Comparable magazine circulation revenues increased 1 percent from the
prior-year quarter. The growth reflected increased sales volume from newer
titles such as MORE and Renovation Style.
Other publishing revenues were flat with the prior-year quarter. A slight
increase in book sales was offset by lower revenues from licensing operations.
Publishing operating profit was $25.5 million in the fiscal 2002 first quarter
compared to $28.4 million in the prior-year first quarter. The decline resulted
primarily from increased subscription acquisition costs and higher postal
rates. The increase in subscription acquisition costs reflects a previously
disclosed shift in the timing of promotional mailings toward the first half of
the fiscal year. In addition, book operating profits declined due to an
increase in editorial costs associated with the timing of new title releases.
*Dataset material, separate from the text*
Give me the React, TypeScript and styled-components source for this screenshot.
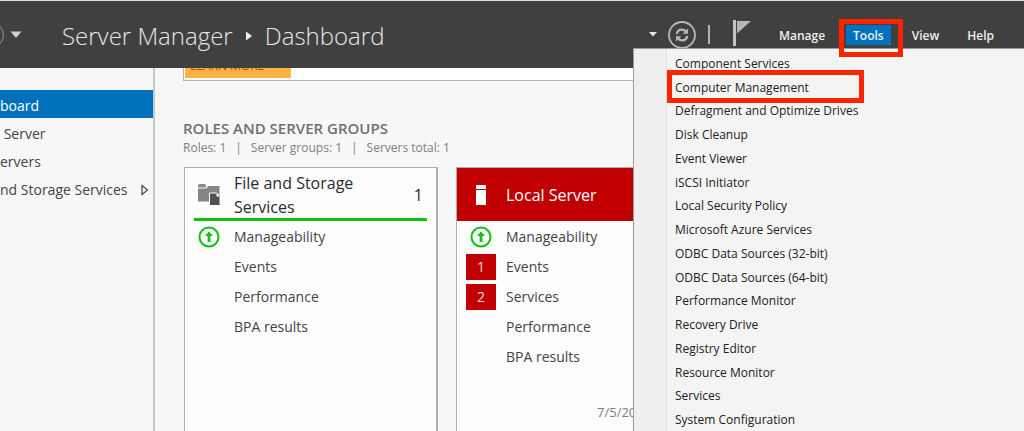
import React from 'react';
import styled, { createGlobalStyle, css } from 'styled-components';

const GlobalStyle = createGlobalStyle`
  *, *::before, *::after { box-sizing: border-box; }
  body {
    margin: 0;
    font-family: "Open Sans", "Noto Sans", sans-serif;
    font-size: 14px;
    color: #444;
    background: #f7f7f7;
  }
  button { font: inherit; color: inherit; border: 0; padding: 0; background: none; cursor: pointer; }
  a { color: inherit; text-decoration: none; }
  h1, h2, h3, p, ul { margin: 0; padding: 0; font-weight: 400; font-size: inherit; }
  ul { list-style: none; }
  svg { display: block; flex: none; }
`;

const Page = styled.div`
  position: relative;
  display: flex;
  flex-direction: column;
  height: 100vh;
  overflow: hidden;
`;

const Header = styled.header`
  display: flex;
  align-items: center;
  justify-content: space-between;
  flex: none;
  height: 68px;
  padding-right: 23px;
  color: #e6e6e6;
  background: #404040;
  border-top: 1px solid #d8dcda;
`;

const Breadcrumb = styled.div`
  display: flex;
  align-items: center;
  height: 100%;
`;

const History = styled.button`
  display: flex;
  width: 62px;
`;

const Title = styled.h1`
  display: flex;
  align-items: center;
  gap: 13px;
  padding-top: 2px;
  font-size: 24px;
  line-height: 32px;
  font-weight: 300;
  white-space: nowrap;
`;

const Actions = styled.div`
  display: flex;
  align-items: center;
`;

const IconButton = styled.button<{ $gap: number }>`
  display: flex;
  margin-right: ${p => p.$gap}px;
`;

const Divider = styled.span`
  width: 2px;
  height: 19px;
  margin-right: 23px;
  background: #b4b4b4;
`;

const MenuBar = styled.nav`
  display: flex;
  align-items: center;
  gap: 14px;
`;

const MenuButton = styled.button<{ $active?: boolean }>`
  position: relative;
  height: 20px;
  padding: 2px 7px 0;
  font-size: 12px;
  line-height: 18px;
  font-weight: 600;
  color: #f0f0f0;
  ${p => p.$active && css`background: #0072bd;`}
`;

const Highlight = styled.span<{ $inset: string }>`
  position: absolute;
  z-index: 3;
  inset: ${p => p.$inset};
  border: 5px solid #fc2500;
  pointer-events: none;
`;

const Body = styled.div`
  display: flex;
  flex: 1;
  min-height: 0;
`;

const Sidebar = styled.nav`
  flex: none;
  width: 155px;
  padding-top: 22px;
  border-right: 2px solid #c8c8c8;
`;

const SideLink = styled.a<{ $active?: boolean }>`
  display: flex;
  align-items: center;
  justify-content: space-between;
  height: 28px;
  padding: 3px 4px 0 0;
  line-height: 20px;
  white-space: pre;
  ${p => p.$active && css`color: #fff; background: #0072bd;`}
`;

const Main = styled.main`
  display: flex;
  flex-direction: column;
  flex: 1;
  min-width: 0;
  padding-left: 28px;
`;

const Welcome = styled.section`
  display: flex;
  align-items: flex-end;
  height: 13px;
  flex: none;
  padding: 0 0 2px 1px;
  overflow: hidden;
  background: #fff;
  border: solid #b4b4b4;
  border-width: 0 0 1px 1px;
`;

const LearnMore = styled.button`
  flex: none;
  width: 106px;
  height: 26px;
  padding: 4px 0 2px 5px;
  font-size: 12px;
  line-height: 20px;
  text-align: left;
  color: #93561c;
  background: #ffb143;
`;

const GroupHeading = styled.h2`
  margin-top: 37px;
  font-size: 15px;
  line-height: 20px;
  font-weight: 600;
  color: #707070;
`;

const Summary = styled.p`
  display: flex;
  gap: 9px;
  font-size: 12px;
  line-height: 20px;
  color: #808080;
`;

const Tiles = styled.div`
  display: flex;
  flex: 1;
  gap: 18px;
  margin: 9px 0 0 1px;
  min-height: 0;
`;

const Tile = styled.article`
  display: flex;
  flex-direction: column;
  flex: none;
  width: 254px;
  background: #fdfdfd;
  border: solid #b0b0b0;
  border-width: 1px 2px 0 1px;
`;

const TileHead = styled.header<{ $alert?: boolean }>`
  display: grid;
  grid-template-columns: 30px 132px 1fr;
  align-items: center;
  column-gap: 10px;
  height: 53px;
  margin: 0 9px;
  padding: 3px 4px 0 0;
  font-size: 16px;
  line-height: 24px;
  color: #2b2b2b;
  border-bottom: 3px solid #0bc30b;
  ${p => p.$alert && css`
    margin: 0;
    padding: 0 13px 0 9px;
    color: #fff;
    background: #c00000;
    border-bottom: 0;
  `}
`;

const TileName = styled.h3``;

const Total = styled.span`
  text-align: right;
`;

const IconCell = styled.span`
  display: flex;
  justify-content: center;
`;

const Rows = styled.ul`
  margin: 1px 9px 0;
`;

const Row = styled.li`
  display: grid;
  grid-template-columns: 30px 1fr;
  align-items: center;
  column-gap: 10px;
  height: 30px;
  line-height: 20px;
`;

const Count = styled.span`
  height: 26px;
  line-height: 26px;
  text-align: center;
  color: #f4dada;
  background: #c00000;
`;

const Stamp = styled.time`
  margin: 30px 0 0 140px;
  font-size: 13px;
  line-height: 20px;
  white-space: nowrap;
  color: #808080;
`;

const ToolsMenu = styled.ul`
  position: absolute;
  z-index: 2;
  top: 48px;
  right: 0;
  bottom: 0;
  display: flex;
  flex-direction: column;
  width: 391px;
  padding: 2px 0 0 33px;
  font-size: 12px;
  font-weight: 500;
  color: #222;
  background: linear-gradient(to right, #efefef 32px, #e0e0e0 32px, #e0e0e0 33px, #f4f4f4 33px);
  border: solid #9a9a9a;
  border-width: 1px 0 0 1px;
`;

const MenuItem = styled.li`
  position: relative;
  display: flex;
  flex: 1;
  min-height: 20px;
`;

const MenuLink = styled.button`
  flex: 1;
  padding: 2px 0 0 8px;
  line-height: 18px;
  text-align: left;
`;

const UpArrow = () => (
  <svg width="22" height="22" viewBox="0 0 22 22" fill="none">
    <circle cx="11" cy="11" r="9.5" stroke="#0bc30b" strokeWidth="2" />
    <path d="M11 5.5 L15 10 H12.4 V16 H9.6 V10 H7 Z" fill="#0bc30b" />
  </svg>
);

const FolderIcon = () => (
  <svg width="24" height="24" viewBox="0 0 24 24">
    <path d="M1 3 L2 1 H8 L9 2.5 V4.5 H1 Z" fill="#8a8a8a" />
    <path d="M1 5.5 H9.5 L11 3 H22.5 V18.5 H1 Z" fill="#858585" />
    <path d="M12.5 10 H19.5 L23 13.5 V22.5 H12.5 Z" fill="#505050" stroke="#fdfdfd" strokeWidth="1" />
    <path d="M19.5 10 V13.5 H23 Z" fill="#fdfdfd" />
  </svg>
);

const ServerIcon = () => (
  <svg width="10" height="20" viewBox="0 0 10 20">
    <rect width="10" height="4" fill="#fff" />
    <rect y="5" width="10" height="15" fill="#fff" />
  </svg>
);

const RefreshIcon = () => (
  <svg width="28" height="28" viewBox="0 0 28 28" fill="none" stroke="#b8b8b8">
    <circle cx="14" cy="14" r="13" strokeWidth="1.8" />
    <path d="M8.8 13 C9.3 10 11.5 8.7 14 8.7 C16 8.7 17.3 9.5 18.2 11" strokeWidth="2.2" />
    <path d="M20 7.5 V12.8 H14.7 Z" fill="#b8b8b8" stroke="none" />
    <path d="M19.2 15 C18.7 18 16.5 19.3 14 19.3 C12 19.3 10.7 18.5 9.8 17" strokeWidth="2.2" />
    <path d="M8 20.5 V15.2 H13.3 Z" fill="#b8b8b8" stroke="none" />
  </svg>
);

const tools = [
  'Component Services', 'Computer Management', 'Defragment and Optimize Drives', 'Disk Cleanup',
  'Event Viewer', 'iSCSI Initiator', 'Local Security Policy', 'Microsoft Azure Services',
  'ODBC Data Sources (32-bit)', 'ODBC Data Sources (64-bit)', 'Performance Monitor',
  'Recovery Drive', 'Registry Editor', 'Resource Monitor', 'Services', 'System Configuration',
];

type Status = { label: string; ok?: boolean; count?: number };

const StatusRows = ({ items }: { items: Status[] }) => (
  <Rows>
    {items.map(({ label, ok, count }) => (
      <Row key={label}>
        {count ? <Count>{count}</Count> : <IconCell>{ok && <UpArrow />}</IconCell>}
        <a href="#">{label}</a>
      </Row>
    ))}
  </Rows>
);

export default function App() {
  return (
    <Page>
      <GlobalStyle />
      <Header>
        <Breadcrumb>
          <History aria-label="History">
            <svg width="24" height="24" viewBox="0 0 24 24">
              <circle cx="-8" cy="12" r="11.5" fill="none" stroke="#757575" strokeWidth="1.5" />
              <path d="M10.5 8.5 H21.5 L16 15 Z" fill="#d0d0d0" />
            </svg>
          </History>
          <Title>
            Server Manager
            <svg width="6" height="10" viewBox="0 0 6 10"><path d="M0 0.5 L6 5 L0 9.5 Z" fill="#f0f0f0" /></svg>
            Dashboard
          </Title>
        </Breadcrumb>
        <Actions>
          <IconButton $gap={11} aria-label="Notifications list">
            <svg width="8" height="5" viewBox="0 0 8 5"><path d="M0 0 H8 L4 4.5 Z" fill="#e6e6e6" /></svg>
          </IconButton>
          <IconButton $gap={12} aria-label="Refresh"><RefreshIcon /></IconButton>
          <Divider />
          <IconButton $gap={21} aria-label="Notifications">
            <svg width="18" height="30" viewBox="0 0 18 30">
              <rect width="3" height="26" fill="#c4c4c4" />
              <path d="M4 1 H18 L4 13.5 Z" fill="#b8b8b8" />
            </svg>
          </IconButton>
          <MenuBar>
            <MenuButton>Manage</MenuButton>
            <MenuButton $active>Tools<Highlight $inset="-6px -12px -12px -7px" /></MenuButton>
            <MenuButton>View</MenuButton>
            <MenuButton>Help</MenuButton>
          </MenuBar>
        </Actions>
      </Header>
      <Body>
        <Sidebar>
          <SideLink href="#" $active>board</SideLink>
          <SideLink href="#">{' Server'}</SideLink>
          <SideLink href="#">ervers</SideLink>
          <SideLink href="#">
            nd Storage Services
            <svg width="8" height="12" viewBox="0 0 8 12">
              <path d="M1 1.5 L6.5 6 L1 10.5 Z" fill="none" stroke="#444" strokeWidth="1.2" />
            </svg>
          </SideLink>
        </Sidebar>
        <Main>
          <Welcome><LearnMore>LEARN MORE</LearnMore></Welcome>
          <GroupHeading>ROLES AND SERVER GROUPS</GroupHeading>
          <Summary>
            <span>Roles: 1</span><span>|</span><span>Server groups: 1</span><span>|</span><span>Servers total: 1</span>
          </Summary>
          <Tiles>
            <Tile>
              <TileHead>
                <IconCell><FolderIcon /></IconCell>
                <TileName>File and Storage Services</TileName>
                <Total>1</Total>
              </TileHead>
              <StatusRows
                items={[
                  { label: 'Manageability', ok: true }, { label: 'Events' },
                  { label: 'Performance' }, { label: 'BPA results' },
                ]}
              />
            </Tile>
            <Tile>
              <TileHead $alert>
                <IconCell><ServerIcon /></IconCell>
                <TileName>Local Server</TileName>
              </TileHead>
              <StatusRows
                items={[
                  { label: 'Manageability', ok: true }, { label: 'Events', count: 1 },
                  { label: 'Services', count: 2 }, { label: 'Performance' }, { label: 'BPA results' },
                ]}
              />
              <Stamp>7/5/20</Stamp>
            </Tile>
          </Tiles>
        </Main>
      </Body>
      <ToolsMenu>
        {tools.map(name => (
          <MenuItem key={name}>
            <MenuLink>{name}</MenuLink>
            {name === 'Computer Management' && <Highlight $inset="-5px 160px -4px 0" />}
          </MenuItem>
        ))}
      </ToolsMenu>
    </Page>
  );
}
Partially offsetting these cost increases were the benefit of higher
advertising revenues and lower magazine paper prices. Average paper prices for
the quarter were approximately 5 percent lower than a year earlier.
Broadcasting
------------
Percent
Quarters ended September 30 2001 2000 Change
--------------------------- -------- -------- -------
(In thousands)
Revenues
---------
Advertising $ 54,769 $ 63,397 (14)%
Other 1,585 1,740 (9)%
-------- -------- -----
Total revenues $ 56,354 $ 65,137 (13)%
======== ======== =====
Operating profit $ 59 $ 10,143 (99)%
======== ======== =====
Fiscal 2002 first quarter revenues were $56.4 million, down 13 percent from
prior-year first quarter revenues of $65.1 million. The revenue decline
reflected the ongoing weakness of the television advertising market, the effect
of the September 11 terrorist attacks and the absence of $3.4 million in
political revenues recorded in the prior-year quarter due to the biennial
- 15 -
nature of elections. Television advertising revenues have been weak across the
industry for several quarters. The terrorist attacks on September 11 had an
immediate worsening effect on those revenues. Prior to September 11,
advertising bookings for Meredith's television stations for the month of
September were flat with the prior year. Advertising revenues for September
ended down 20 percent, declining sharply in the last three weeks of the month.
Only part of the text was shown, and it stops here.